--- Start ---

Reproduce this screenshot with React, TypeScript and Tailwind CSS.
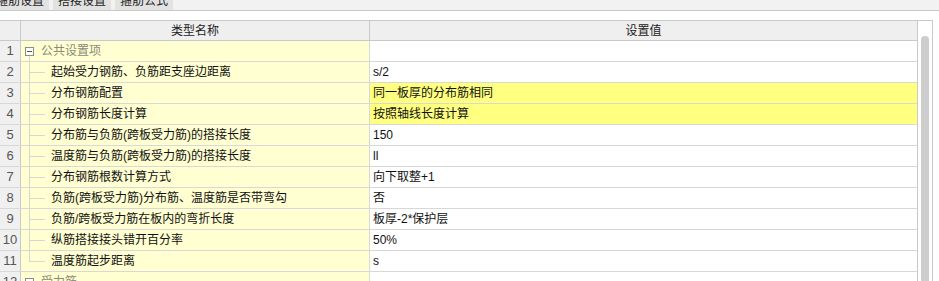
import React from "react";

type Row = { n: number; name: string; value: string; group?: boolean; hl?: boolean };

const rows: Row[] = [
  { n: 1, name: "公共设置项", value: "", group: true },
  { n: 2, name: "起始受力钢筋、负筋距支座边距离", value: "s/2" },
  { n: 3, name: "分布钢筋配置", value: "同一板厚的分布筋相同", hl: true },
  { n: 4, name: "分布钢筋长度计算", value: "按照轴线长度计算", hl: true },
  { n: 5, name: "分布筋与负筋(跨板受力筋)的搭接长度", value: "150" },
  { n: 6, name: "温度筋与负筋(跨板受力筋)的搭接长度", value: "ll" },
  { n: 7, name: "分布钢筋根数计算方式", value: "向下取整+1" },
  { n: 8, name: "负筋(跨板受力筋)分布筋、温度筋是否带弯勾", value: "否" },
  { n: 9, name: "负筋/跨板受力筋在板内的弯折长度", value: "板厚-2*保护层" },
  { n: 10, name: "纵筋搭接接头错开百分率", value: "50%" },
  { n: 11, name: "温度筋起步距离", value: "s" },
  { n: 12, name: "受力筋", value: "", group: true },
];

const font = { fontFamily: '"Liberation Sans", "Noto Sans CJK SC", sans-serif' };

function NameCell({ r }: { r: Row }) {
  if (r.group) {
    return (
      <div className="relative flex h-full items-center bg-[#ffffd2]">
        <div className="ml-[4px] flex h-[9px] w-[9px] items-center justify-center border border-[#8c8c8c] bg-white">
          <div className="h-px w-[5px] bg-[#555]" />
        </div>
        <span className="ml-[7px] text-[12px] text-[#8a8a7a]">{r.name}</span>
        {r.n === 1 && <div className="absolute left-[8px] top-[15px] h-[6px] w-px bg-[#d6d6d6]" />}
      </div>
    );
  }
  const last = r.n === 11;
  return (
    <div className="relative flex h-full items-center bg-[#ffffd2]">
      <div className={`absolute left-[8px] top-0 w-px bg-[#d6d6d6] ${last ? "h-[10px]" : "h-[21px]"}`} />
      <div className="absolute left-[8px] top-[10px] h-px w-[16px] bg-[#d6d6d6]" />
      <span className="ml-[30px] text-[12px] text-[#111]">{r.name}</span>
    </div>
  );
}

export default function App() {
  return (
    <div className="relative h-[281px] w-[939px] overflow-hidden bg-white" style={font}>
      {/* tab strip */}
      <div className="h-[11px] overflow-hidden border-b border-[#c9c9c9] bg-[#f2f2f2]">
        <div className="-mt-[8px] flex gap-[4px] text-[12px] leading-[16px] text-[#222]">
          <div className="-ml-[9px] bg-[#e2e2e2] px-[5px] py-[1px]">箍筋设置</div>
          <div className="bg-[#e2e2e2] px-[5px] py-[1px]">搭接设置</div>
          <div className="bg-[#e2e2e2] px-[5px] py-[1px]">箍筋公式</div>
        </div>
      </div>
      <div className="h-[9px]" />
      {/* grid */}
      <div className="flex w-[933px] border-t border-r border-[#c9c9c9]">
        <div className="w-[917px]">
          <div className="flex h-[20px] border-b border-[#c9c9c9] bg-[#efefef] text-[12px] text-[#222]">
            <div className="w-[21px] border-r border-[#c9c9c9]" />
            <div className="flex w-[349px] items-center justify-center border-r border-[#c9c9c9]">类型名称</div>
            <div className="flex flex-1 items-center justify-center">设置值</div>
          </div>
          {rows.map((r) => (
            <div key={r.n} className="flex h-[21px] border-b border-[#d8d8d8]">
              <div className="flex w-[21px] items-center justify-center border-r border-[#c9c9c9] bg-[#f0f0f0] text-[13px] text-[#555]">
                {r.n}
              </div>
              <div className="w-[349px] border-r border-[#d8d8d8]">
                <NameCell r={r} />
              </div>
              <div
                className={`flex flex-1 items-center pl-[3px] text-[12px] text-[#111] ${
                  r.hl ? "bg-[#ffff80]" : "bg-white"
                }`}
              >
                {r.value}
              </div>
            </div>
          ))}
        </div>
        <div className="flex w-[15px] justify-center border-l border-[#c9c9c9] bg-white pt-[15px]">
          <div className="h-[300px] w-[8px] rounded-full bg-[#cdcdcd]" />
        </div>
      </div>
    </div>
  );
}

--- End ---

**Exercise**
Your task is to reproduce exactly the lines from the start of the data above through the line containing "number; name: string;", leaving every picture out.

**Expected answer**
Reproduce this screenshot with React, TypeScript and Tailwind CSS.
import React from "react";

type Row = { n: number; name: string; value: string; group?: boolean; hl?: boolean };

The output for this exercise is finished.